The company purchased and installed strip equipment at the facility to give it the ability to handle custom compounding, according to Robert Dodd, executive vice president of AirBoss and head of the firm's compounding services.
It represents a turning point for the 150,000-sq.-ft. Scotland Neck factory, which the company said has made a dramatic transformation in the last year.
Additional machinery will allow the Scotland Neck plant to make and supply the U.S. market with varying dimensions of strip material piled in a stable cross weave configuration.
Previously, the site produced select high-volume compounds, Dodd said, primarily slabs or sheets of material.
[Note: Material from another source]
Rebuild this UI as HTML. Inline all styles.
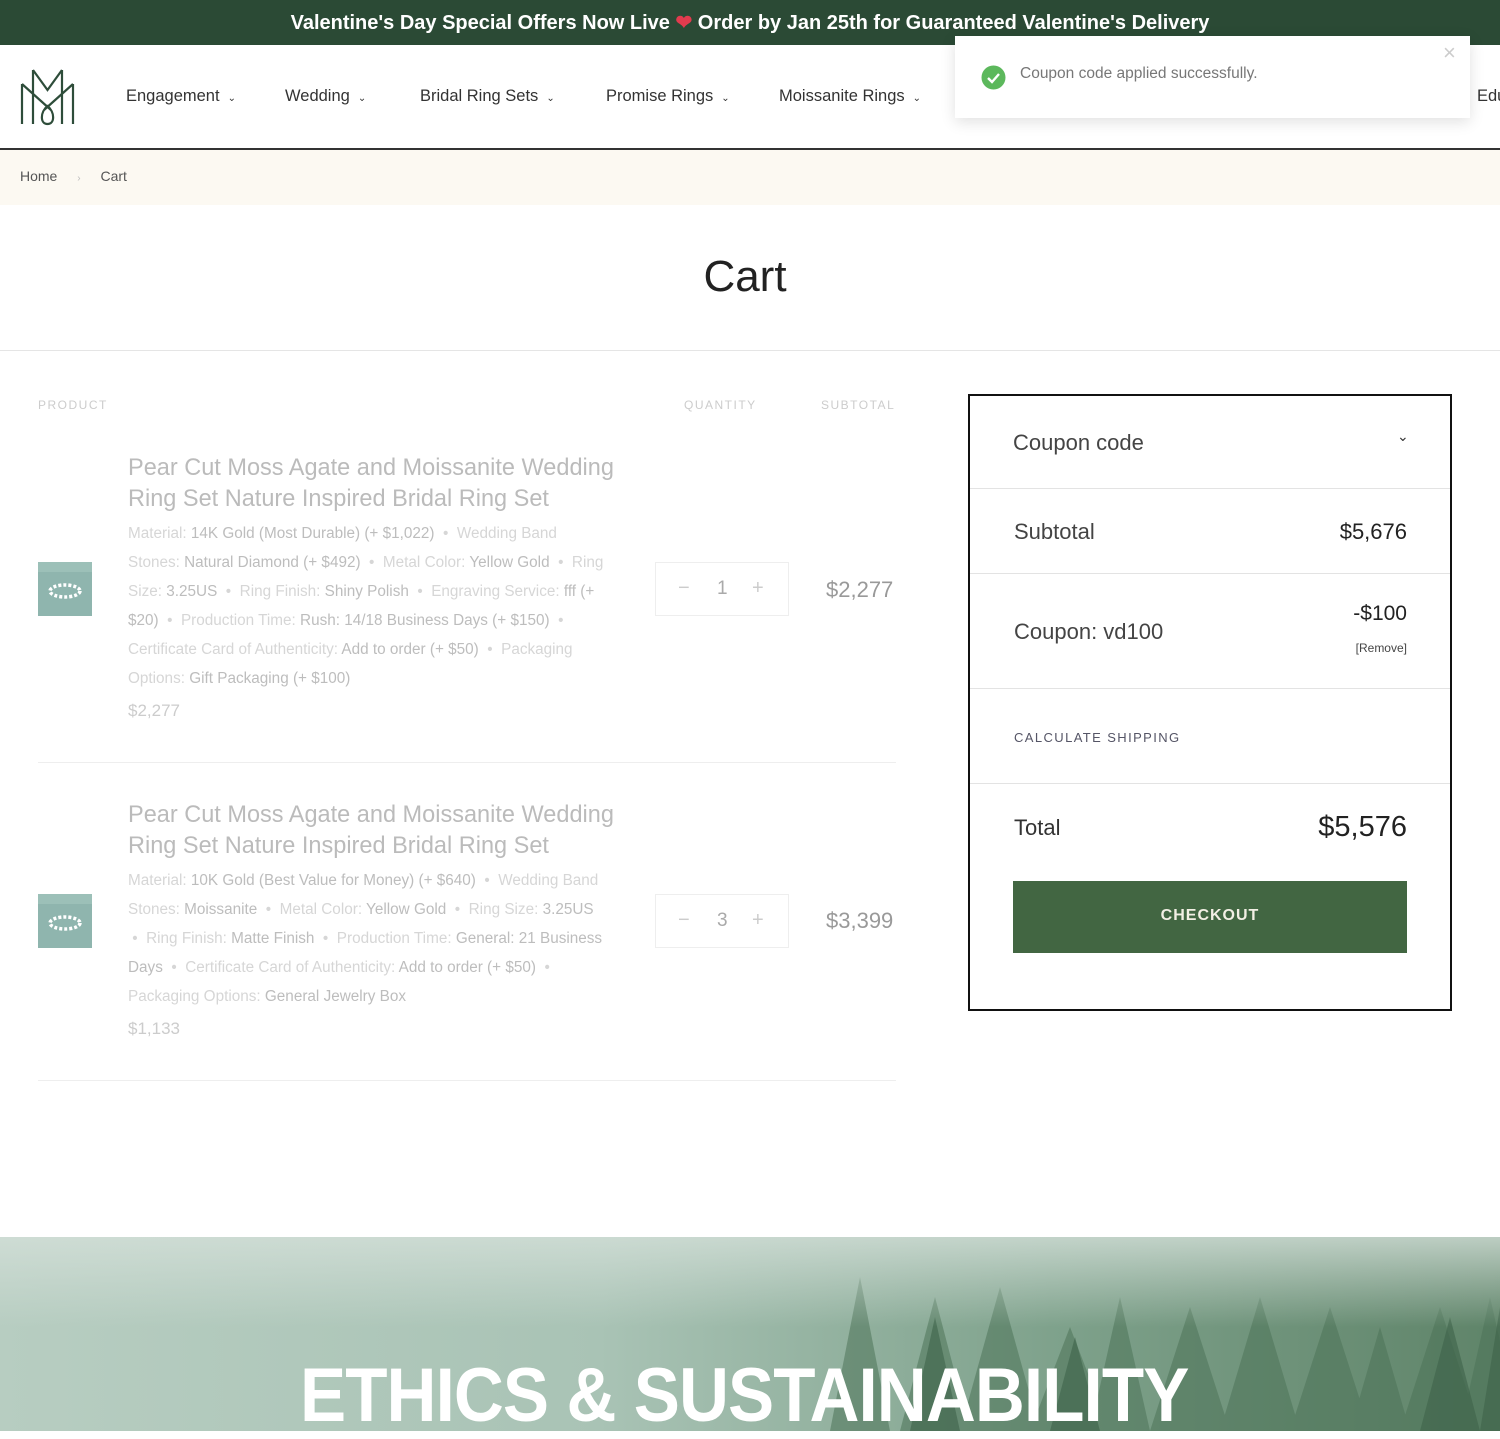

It now has the capability of handling complex projects with the most challenging requirements, he said.
The company said it made a significant investment in the expansion project, but did not release financial data.
The addition, along with improvements made at AirBoss Rubber Compounding's Wake Forest, N.C., Technical Center, makes the Scotland Neck operation compatible with the company's rubber mixing plants in Kitchener, Ontario, and Acton Vale, Quebec, Dodd said.
"We've always had the capabilities at our Kitchener facility and recently added them at our Acton Vale plant," he said. "The additional capabilities gives our sales force more to offer a wider variety of customers. Scotland Neck has an exceptional mixer, but the form was limited. Now we can do it all."
He said the latest additions also improved the reliability of the facility because everything at the factory has been improved.
While it has been upgrading and expanding the Scotland Neck site, the firm also added new analytical equipment and achieved ISO certification at its Wake Forest technical center, which it opened two years ago, according to Dodd.
AirBoss has made major investments in both its rubber mixing and its protective products operations in the last two years. In early 2012, the Newmarket, Quebec-headquartered company said it was spending about $6.3 million to improve efficiencies at its three compounding facilities and boost capacity.